In television we have it easy working with less than an octave of light wavelengths. Pity the poor astronomer who wants to look at infra-red and ultra-violet as well. That is one reason astronomical telescopes use mirrors. Because they reflect rather than refract, there is no dispersion.

The problem of dispersion in lenses was known back in the days of Robert Hooke and Isaac Newton and various solutions have been adopted. The most common is the so-called achromatic doublet, in which a single lens is replaced by a pair of elements that are made from different types of glass having a different refractive index. One of the lenses is convex and one is concave, so the dispersion of one is in the opposite direction to the other. One lens is stronger than the other so there is a net focusing effect. The trick is that the strong lens has lower dispersion glass than the weak lens, in proportion to their strengths, so the dispersion of one is exactly opposed by the dispersion of the other.

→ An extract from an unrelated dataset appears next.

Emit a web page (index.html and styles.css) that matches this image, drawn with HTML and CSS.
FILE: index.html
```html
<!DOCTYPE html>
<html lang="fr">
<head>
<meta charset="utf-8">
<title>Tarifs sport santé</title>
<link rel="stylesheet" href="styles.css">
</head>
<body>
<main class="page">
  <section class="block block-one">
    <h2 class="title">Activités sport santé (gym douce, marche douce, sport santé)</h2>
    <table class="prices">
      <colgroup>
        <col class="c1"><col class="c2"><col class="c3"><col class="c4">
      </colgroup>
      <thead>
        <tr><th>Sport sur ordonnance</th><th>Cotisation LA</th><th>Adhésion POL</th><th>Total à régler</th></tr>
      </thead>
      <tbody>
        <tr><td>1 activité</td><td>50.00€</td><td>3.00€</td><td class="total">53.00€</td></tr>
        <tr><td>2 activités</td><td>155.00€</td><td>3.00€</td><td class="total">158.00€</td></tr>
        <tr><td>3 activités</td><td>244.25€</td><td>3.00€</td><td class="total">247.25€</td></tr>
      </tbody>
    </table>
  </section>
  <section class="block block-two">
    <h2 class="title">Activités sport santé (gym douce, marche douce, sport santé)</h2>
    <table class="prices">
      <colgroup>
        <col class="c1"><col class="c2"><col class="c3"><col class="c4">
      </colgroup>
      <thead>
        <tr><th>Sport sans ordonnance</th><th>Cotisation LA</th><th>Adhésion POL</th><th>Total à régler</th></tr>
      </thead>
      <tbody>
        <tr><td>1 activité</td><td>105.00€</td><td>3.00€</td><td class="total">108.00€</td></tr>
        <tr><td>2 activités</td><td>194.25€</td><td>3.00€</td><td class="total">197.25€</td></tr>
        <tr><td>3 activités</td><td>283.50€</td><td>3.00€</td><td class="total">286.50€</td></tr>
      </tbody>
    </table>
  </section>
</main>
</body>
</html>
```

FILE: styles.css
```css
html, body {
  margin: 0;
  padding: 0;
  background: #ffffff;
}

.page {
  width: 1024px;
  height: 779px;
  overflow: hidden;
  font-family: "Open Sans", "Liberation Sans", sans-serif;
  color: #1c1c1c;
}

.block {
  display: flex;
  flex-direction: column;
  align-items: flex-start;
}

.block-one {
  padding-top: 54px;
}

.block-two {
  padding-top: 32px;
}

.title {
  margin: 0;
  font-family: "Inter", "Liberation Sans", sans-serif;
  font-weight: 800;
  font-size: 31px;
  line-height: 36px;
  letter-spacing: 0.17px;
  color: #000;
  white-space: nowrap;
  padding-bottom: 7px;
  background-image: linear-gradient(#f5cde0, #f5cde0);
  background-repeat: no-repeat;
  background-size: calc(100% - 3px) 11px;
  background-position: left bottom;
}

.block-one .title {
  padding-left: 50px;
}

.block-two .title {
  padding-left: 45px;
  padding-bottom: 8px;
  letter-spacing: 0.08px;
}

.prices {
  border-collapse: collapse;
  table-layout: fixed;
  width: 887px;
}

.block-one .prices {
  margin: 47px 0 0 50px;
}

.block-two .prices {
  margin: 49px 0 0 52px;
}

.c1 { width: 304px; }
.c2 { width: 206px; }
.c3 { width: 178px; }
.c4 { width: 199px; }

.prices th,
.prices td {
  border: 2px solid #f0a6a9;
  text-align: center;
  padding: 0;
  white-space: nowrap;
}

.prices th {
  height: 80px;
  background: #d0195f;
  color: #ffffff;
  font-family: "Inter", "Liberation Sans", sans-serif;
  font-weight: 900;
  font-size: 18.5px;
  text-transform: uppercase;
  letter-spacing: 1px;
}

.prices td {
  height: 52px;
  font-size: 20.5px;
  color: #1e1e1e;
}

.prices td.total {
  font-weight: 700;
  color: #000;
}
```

Achromatic doublet lenses have significantly better optical performance than singlet lenses in visible imaging and laser beam manipulation applications. Image courtesy Globalspec.com

Achromatic doublet lenses have significantly better optical performance than singlet lenses in visible imaging and laser beam manipulation applications. Image courtesy Globalspec.com

In practice the best that can be done is that the dispersion is cancelled perfectly at two wavelengths typically spaced well apart in the visible spectrum, and there is imperfect cancellation elsewhere. Some fine lenses have been made working on this principle.

Another more recent option has been to employ low dispersion glass that minimises the initial problem and makes it easier to correct.